Mistagogia

 

«Mio figlio ha ricevuto la Cresima e la Prima Comunione, ma il “catechismo” per me e per lui, mi dicono, non è finito; dobbiamo percorrere il cammino della mistagogia. Il pedagogista sa che cos’è?».

La parola mistagogia deriva dal nome greco mystérion (mistero) e dal verbo ago (introdurre, condurre, guidare, agire); quindi mistagogia significa: “introduzione, iniziazione, guida al mist­ero”.

I nostri ragazzi, ormai al loro VI anno del precorso dell’ICFR, dopo aver ricevuto i Sacramenti del Battesimo, Cresima ed Eucarestia, sono introdotti, condotti e guidati in un periodo di catechesi, chiamato appunto Mistagogia, che li orienterà ad agire secondo i misteri ricevuti, a vivere cioè da cristiani, trasformando la grazia dei Sacramenti in uno “stile di vita” conforme a Cristo.

Li guideranno ancora i loro catechisti, ma – lo si è detto più volte – la loro proposta avrebbe ben poco successo se non ci fosse la testimonianza luminosa, chiara, sicura dei genitori, perché (riporto qui quanto già detto nel libro: La Pedagogia Preventiva Positiva, cap. XLVII): L’uomo contemporaneo (quindi anche nostro figlio) ascolta più volentieri i testimoni che i maestri (Paolo VI, Evangeli Nuntiandi, 41). Genitori e catechisti sono chiamati a essere “testimoni” del mistero di Dio e modelli viventi di fede. Come per i precedenti anni, quindi, anche papà e mamma continuano il cammino, affinché i figli non siano soli, ma davanti a loro ci sia chi li accompagna.

Questo processo ha una sua salda radice storica. Nei primi secoli del cristianesimo, durante la veglia pasquale, i catecumeni dinanzi al vescovo, professavano la loro fede, nel nome del Padre, del Figlio e dello Spirito Santo ed entravano nell’acqua del fonte battesimale; venivano segnati con il crisma e partecipavano per la prima volta all’Eucaristia. Seguiva il tempo della “mistagogia”, in cui i “neofiti” erano aiutati dalla “Comunità Cristiana” a “vivere” secondo i misteri (sacramenti) ricevuti.  Così anche per i nostri ragazzi, che hanno appena ricevuto i sacramenti dell’IC, incomincia ora il “tempo della mistagogia” (della durata di un anno circa) perché la crescita nella fede sia sostenuta in famiglia (genitori) e nella comunità (catechisti). So­no, infatti, divenuti cristiani grazie ai doni di Dio (Sacramenti), ma devono ancora scoprirne tutta la ricchezza, la bel­lezza e l’implicita necessità di conversione continua, aiutiamoli.

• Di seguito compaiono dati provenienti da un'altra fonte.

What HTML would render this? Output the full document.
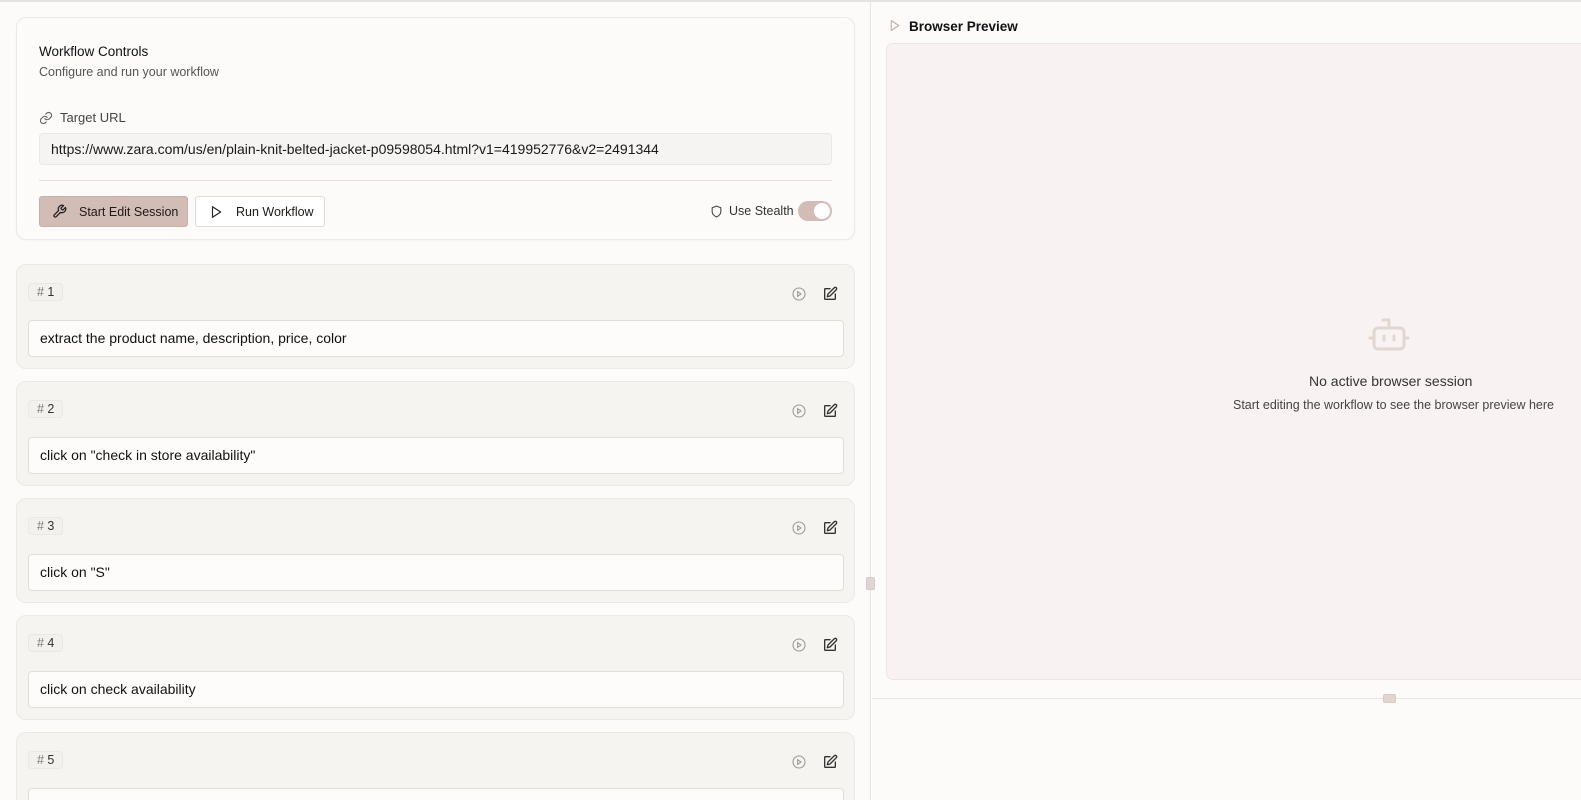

La mistagogia è dunque, per genitori e figli, un periodo in cui è possibile avvicinarsi sempre di più al mistero di Dio, della fede, della vita cristiana.

Purtroppo è ancora profondamente radicata l’idea che l’esito della catechesi sia la Conferma­zione o Cresima, che è considerata come la conclusione di tutto l’itinerario. In quest’ottica la celebrazione non è concepita come l’ac­cesso a un modo “adulto” di vivere la fede, ma come l’ultima tappa di un processo che si conclude; ma così non può essere, infatti, il periodo della mistago­gia ha proprio la funzione di continuare l’itinerario intrapreso, di dare inizio a una vita cristiana a pieno titolo, di intro­durre profondamente nel senso dei misteri ricevuti. La mistagogia chiarisce quindi il significato dei sacramen­ti che non sono la fine di un itinerario, ma il fondamento di una vita che ha inizio: una vita adulta, matura, sicura e salda nella fede, speranza, carità, nella pratica religiosa, nell’amore per i fratelli.